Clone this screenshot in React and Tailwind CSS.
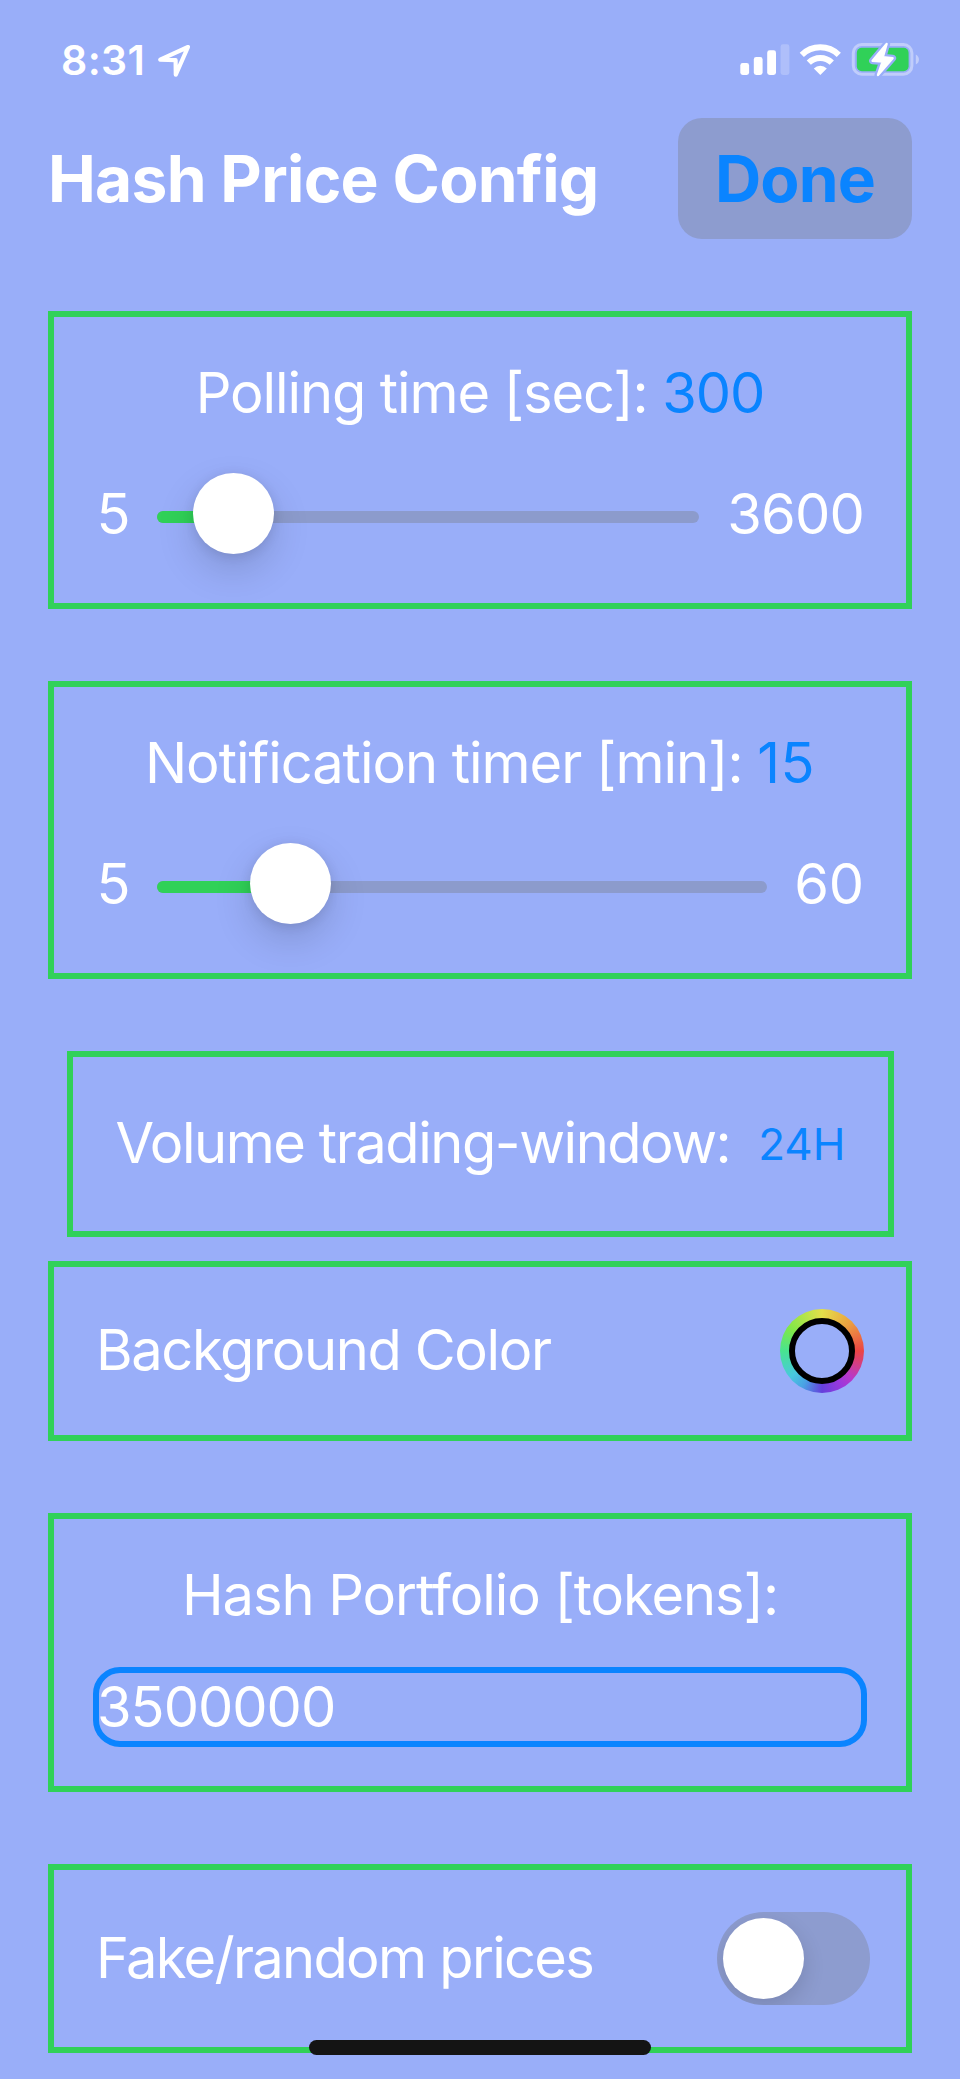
import React from "react";

const label = "whitespace-nowrap text-[56px] leading-[68px]";

function StatusIcons() {
  return (
    <svg width="180" height="36" viewBox="740 42 180 36" fill="none">
      <rect x="740.3" y="63" width="8.8" height="12" rx="2.4" fill="#fff" />
      <rect x="753.8" y="57" width="8.8" height="18" rx="2.4" fill="#fff" />
      <rect x="767.2" y="50.3" width="8.8" height="24.7" rx="2.4" fill="#fff" />
      <rect x="780.6" y="44.3" width="8.8" height="30.7" rx="2.4" fill="#fff" opacity="0.22" />
      <g stroke="#fff">
        <path d="M801.8 54.9 A26.5 26.5 0 0 1 838.8 54.9" strokeWidth="6" />
        <path d="M808.8 62.6 A16.5 16.5 0 0 1 831.8 62.6" strokeWidth="6" />
      </g>
      <path d="M820.3 75 L813.8 68.4 A9.5 9.5 0 0 1 826.8 68.4 Z" fill="#fff" />
      <rect x="853.3" y="44.5" width="58.6" height="29.8" rx="8.5" stroke="#fff" strokeOpacity="0.38" strokeWidth="3" />
      <rect x="856.8" y="47.8" width="51.8" height="23.4" rx="5" fill="#30d158" />
      <path d="M915.8 54.5 C920 56.5 920 62.5 915.8 64.5 Z" fill="#fff" fillOpacity="0.4" />
      <path
        d="M886.6 44 L872.6 60.8 L882.6 61.6 L878 75 L892.6 58.2 L882.8 57.2 Z"
        fill="#99aef9"
        stroke="#99aef9"
        strokeWidth="7"
        strokeLinejoin="round"
      />
      <path
        d="M886.6 44 L872.6 60.8 L882.6 61.6 L878 75 L892.6 58.2 L882.8 57.2 Z"
        fill="#fff"
        stroke="#fff"
        strokeWidth="2.4"
        strokeLinejoin="round"
      />
    </svg>
  );
}

function Slider({ thumb }) {
  return (
    <div className="relative mt-[6px] h-[12px] grow rounded-full bg-[#8c9bcc]">
      <div className="h-full rounded-full bg-[#30d158]" style={{ width: thumb + 40 }} />
      <div
        className="absolute top-[-38px] size-[81px] rounded-full bg-white shadow-[0_16px_38px_rgba(0,0,0,0.15),0_2px_12px_rgba(0,0,0,0.1)]"
        style={{ left: thumb }}
      />
    </div>
  );
}

function SliderCard({ title, titleClass, value, valueClass, min, max, maxClass, thumb }) {
  return (
    <section className="h-[298px] border-[6px] border-[#30d158] pt-[42px]">
      <div className={`${label} ${titleClass} text-center`}>
        {title} <span className={`text-[#0a84ff] ${valueClass}`}>{value}</span>
      </div>
      <div className="mt-[53px] flex items-center pr-[42px] pl-[42.5px]">
        <span className={`${label} w-[60.5px]`}>{min}</span>
        <Slider thumb={thumb} />
        <span className={`${label} ${maxClass} text-right`}>{max}</span>
      </div>
    </section>
  );
}

export default function App() {
  return (
    <div className="relative flex h-[2079px] w-[960px] flex-col overflow-hidden bg-[#99aef9] font-['Inter',sans-serif] text-white">
      <div className="flex h-[118px] items-start justify-between pr-[40px] pl-[61px] pt-[42px]">
        <div className="flex items-center">
          <span className="w-[95px] text-[41px] leading-[36px] font-semibold tracking-[0.4px]">8:31</span>
          <svg width="36" height="36" viewBox="156 42 36 36" fill="none" stroke="#fff" strokeWidth="4.2" strokeLinejoin="round">
            <path d="M188 47 L160.2 59.6 L175.6 60.2 L175.8 74.6 Z" />
          </svg>
        </div>
        <StatusIcons />
      </div>

      <header className="flex h-[121px] items-center justify-between px-[48px]">
        <h1 className="text-[64px] leading-[78px] font-bold tracking-[-0.69px] whitespace-nowrap">Hash Price Config</h1>
        <button className="h-[121px] w-[234px] rounded-[24px] bg-[#8d9ccf] text-[64px] leading-[78px] font-bold tracking-[-0.8px] text-[#0a84ff]">
          Done
        </button>
      </header>

      <main className="flex flex-col px-[48px] pt-[72px]">
        <SliderCard
          title="Polling time [sec]:"
          titleClass="tracking-[-1.1px]"
          value="300"
          valueClass=""
          min="5"
          max="3600"
          maxClass="w-[165px] tracking-[-0.8px]"
          thumb={36}
        />
        <div className="h-[72px]" />
        <SliderCard
          title="Notification timer [min]:"
          titleClass="tracking-[-1.03px]"
          value="15"
          valueClass="tracking-[0.5px]"
          min="5"
          max="60"
          maxClass="w-[97px] tracking-[-0.2px]"
          thumb={93}
        />

        <section className="mx-auto mt-[72px] flex h-[186px] w-[827px] items-center justify-between border-[6px] border-[#30d158] pr-[42px] pl-[43px]">
          <span className={`${label} pb-[2px] tracking-[-1.45px]`}>Volume trading-window:</span>
          <span className="text-[44px] leading-[54px] text-[#0a84ff]">24H</span>
        </section>

        <section className="mt-[24px] flex h-[180px] items-center justify-between border-[6px] border-[#30d158] px-[42px]">
          <span className={`${label} pb-[2px] tracking-[-1.37px]`}>Background Color</span>
          <span className="flex size-[84px] items-center justify-center rounded-full bg-[conic-gradient(#e4e04a,#eba040_45deg,#eb4444_90deg,#b838c8_132deg,#9c38dc_150deg,#6440dc_180deg,#4aa0e4_208deg,#48c8e0_230deg,#48e490_270deg,#80e848_305deg,#e4e04a)]">
            <span className="size-[66px] rounded-full border-[6px] border-black bg-[#99aef9]" />
          </span>
        </section>

        <section className="mt-[72px] h-[279px] border-[6px] border-[#30d158] px-[39px] pt-[42px]">
          <div className={`${label} text-center tracking-[-1.07px]`}>Hash Portfolio [tokens]:</div>
          <div className="mt-[38px] flex h-[80px] items-center rounded-[27px] border-[6px] border-[#0a84ff]">
            <span className={`${label} -ml-[2px] tracking-[-1px]`}>3500000</span>
          </div>
        </section>

        <section className="mt-[72px] flex h-[189px] items-center justify-between border-[6px] border-[#30d158] pr-[36px] pl-[42px]">
          <span className={`${label} pb-[2px] tracking-[-1.7px]`}>Fake/random prices</span>
          <span className="flex h-[93px] w-[153px] items-center overflow-hidden rounded-full bg-[#8d9ccf] p-[6px]">
            <span className="size-[81px] rounded-full bg-white shadow-[0_8px_22px_rgba(0,0,0,0.14)]" />
          </span>
        </section>
      </main>

      <div className="absolute top-[2040px] left-[309px] h-[15px] w-[342px] rounded-full bg-[#141414]" />
    </div>
  );
}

----------

**AIM OF THE EXERCISE**
Give the data again exactly as written, with all pictures left out.

**RESULT FOR THIS TASK**
Clone this screenshot in React and Tailwind CSS.
import React from "react";

const label = "whitespace-nowrap text-[56px] leading-[68px]";

function StatusIcons() {
  return (
    <svg width="180" height="36" viewBox="740 42 180 36" fill="none">
      <rect x="740.3" y="63" width="8.8" height="12" rx="2.4" fill="#fff" />
      <rect x="753.8" y="57" width="8.8" height="18" rx="2.4" fill="#fff" />
      <rect x="767.2" y="50.3" width="8.8" height="24.7" rx="2.4" fill="#fff" />
      <rect x="780.6" y="44.3" width="8.8" height="30.7" rx="2.4" fill="#fff" opacity="0.22" />
      <g stroke="#fff">
        <path d="M801.8 54.9 A26.5 26.5 0 0 1 838.8 54.9" strokeWidth="6" />
        <path d="M808.8 62.6 A16.5 16.5 0 0 1 831.8 62.6" strokeWidth="6" />
      </g>
      <path d="M820.3 75 L813.8 68.4 A9.5 9.5 0 0 1 826.8 68.4 Z" fill="#fff" />
      <rect x="853.3" y="44.5" width="58.6" height="29.8" rx="8.5" stroke="#fff" strokeOpacity="0.38" strokeWidth="3" />
      <rect x="856.8" y="47.8" width="51.8" height="23.4" rx="5" fill="#30d158" />
      <path d="M915.8 54.5 C920 56.5 920 62.5 915.8 64.5 Z" fill="#fff" fillOpacity="0.4" />
      <path
        d="M886.6 44 L872.6 60.8 L882.6 61.6 L878 75 L892.6 58.2 L882.8 57.2 Z"
        fill="#99aef9"
        stroke="#99aef9"
        strokeWidth="7"
        strokeLinejoin="round"
      />
      <path
        d="M886.6 44 L872.6 60.8 L882.6 61.6 L878 75 L892.6 58.2 L882.8 57.2 Z"
        fill="#fff"
        stroke="#fff"
        strokeWidth="2.4"
        strokeLinejoin="round"
      />
    </svg>
  );
}

function Slider({ thumb }) {
  return (
    <div className="relative mt-[6px] h-[12px] grow rounded-full bg-[#8c9bcc]">
      <div className="h-full rounded-full bg-[#30d158]" style={{ width: thumb + 40 }} />
      <div
        className="absolute top-[-38px] size-[81px] rounded-full bg-white shadow-[0_16px_38px_rgba(0,0,0,0.15),0_2px_12px_rgba(0,0,0,0.1)]"
        style={{ left: thumb }}
      />
    </div>
  );
}

function SliderCard({ title, titleClass, value, valueClass, min, max, maxClass, thumb }) {
  return (
    <section className="h-[298px] border-[6px] border-[#30d158] pt-[42px]">
      <div className={`${label} ${titleClass} text-center`}>
        {title} <span className={`text-[#0a84ff] ${valueClass}`}>{value}</span>
      </div>
      <div className="mt-[53px] flex items-center pr-[42px] pl-[42.5px]">
        <span className={`${label} w-[60.5px]`}>{min}</span>
        <Slider thumb={thumb} />
        <span className={`${label} ${maxClass} text-right`}>{max}</span>
      </div>
    </section>
  );
}

export default function App() {
  return (
    <div className="relative flex h-[2079px] w-[960px] flex-col overflow-hidden bg-[#99aef9] font-['Inter',sans-serif] text-white">
      <div className="flex h-[118px] items-start justify-between pr-[40px] pl-[61px] pt-[42px]">
        <div className="flex items-center">
          <span className="w-[95px] text-[41px] leading-[36px] font-semibold tracking-[0.4px]">8:31</span>
          <svg width="36" height="36" viewBox="156 42 36 36" fill="none" stroke="#fff" strokeWidth="4.2" strokeLinejoin="round">
            <path d="M188 47 L160.2 59.6 L175.6 60.2 L175.8 74.6 Z" />
          </svg>
        </div>
        <StatusIcons />
      </div>

      <header className="flex h-[121px] items-center justify-between px-[48px]">
        <h1 className="text-[64px] leading-[78px] font-bold tracking-[-0.69px] whitespace-nowrap">Hash Price Config</h1>
        <button className="h-[121px] w-[234px] rounded-[24px] bg-[#8d9ccf] text-[64px] leading-[78px] font-bold tracking-[-0.8px] text-[#0a84ff]">
          Done
        </button>
      </header>

      <main className="flex flex-col px-[48px] pt-[72px]">
        <SliderCard
          title="Polling time [sec]:"
          titleClass="tracking-[-1.1px]"
          value="300"
          valueClass=""
          min="5"
          max="3600"
          maxClass="w-[165px] tracking-[-0.8px]"
          thumb={36}
        />
        <div className="h-[72px]" />
        <SliderCard
          title="Notification timer [min]:"
          titleClass="tracking-[-1.03px]"
          value="15"
          valueClass="tracking-[0.5px]"
          min="5"
          max="60"
          maxClass="w-[97px] tracking-[-0.2px]"
          thumb={93}
        />

        <section className="mx-auto mt-[72px] flex h-[186px] w-[827px] items-center justify-between border-[6px] border-[#30d158] pr-[42px] pl-[43px]">
          <span className={`${label} pb-[2px] tracking-[-1.45px]`}>Volume trading-window:</span>
          <span className="text-[44px] leading-[54px] text-[#0a84ff]">24H</span>
        </section>

        <section className="mt-[24px] flex h-[180px] items-center justify-between border-[6px] border-[#30d158] px-[42px]">
          <span className={`${label} pb-[2px] tracking-[-1.37px]`}>Background Color</span>
          <span className="flex size-[84px] items-center justify-center rounded-full bg-[conic-gradient(#e4e04a,#eba040_45deg,#eb4444_90deg,#b838c8_132deg,#9c38dc_150deg,#6440dc_180deg,#4aa0e4_208deg,#48c8e0_230deg,#48e490_270deg,#80e848_305deg,#e4e04a)]">
            <span className="size-[66px] rounded-full border-[6px] border-black bg-[#99aef9]" />
          </span>
        </section>

        <section className="mt-[72px] h-[279px] border-[6px] border-[#30d158] px-[39px] pt-[42px]">
          <div className={`${label} text-center tracking-[-1.07px]`}>Hash Portfolio [tokens]:</div>
          <div className="mt-[38px] flex h-[80px] items-center rounded-[27px] border-[6px] border-[#0a84ff]">
            <span className={`${label} -ml-[2px] tracking-[-1px]`}>3500000</span>
          </div>
        </section>

        <section className="mt-[72px] flex h-[189px] items-center justify-between border-[6px] border-[#30d158] pr-[36px] pl-[42px]">
          <span className={`${label} pb-[2px] tracking-[-1.7px]`}>Fake/random prices</span>
          <span className="flex h-[93px] w-[153px] items-center overflow-hidden rounded-full bg-[#8d9ccf] p-[6px]">
            <span className="size-[81px] rounded-full bg-white shadow-[0_8px_22px_rgba(0,0,0,0.14)]" />
          </span>
        </section>
      </main>

      <div className="absolute top-[2040px] left-[309px] h-[15px] w-[342px] rounded-full bg-[#141414]" />
    </div>
  );
}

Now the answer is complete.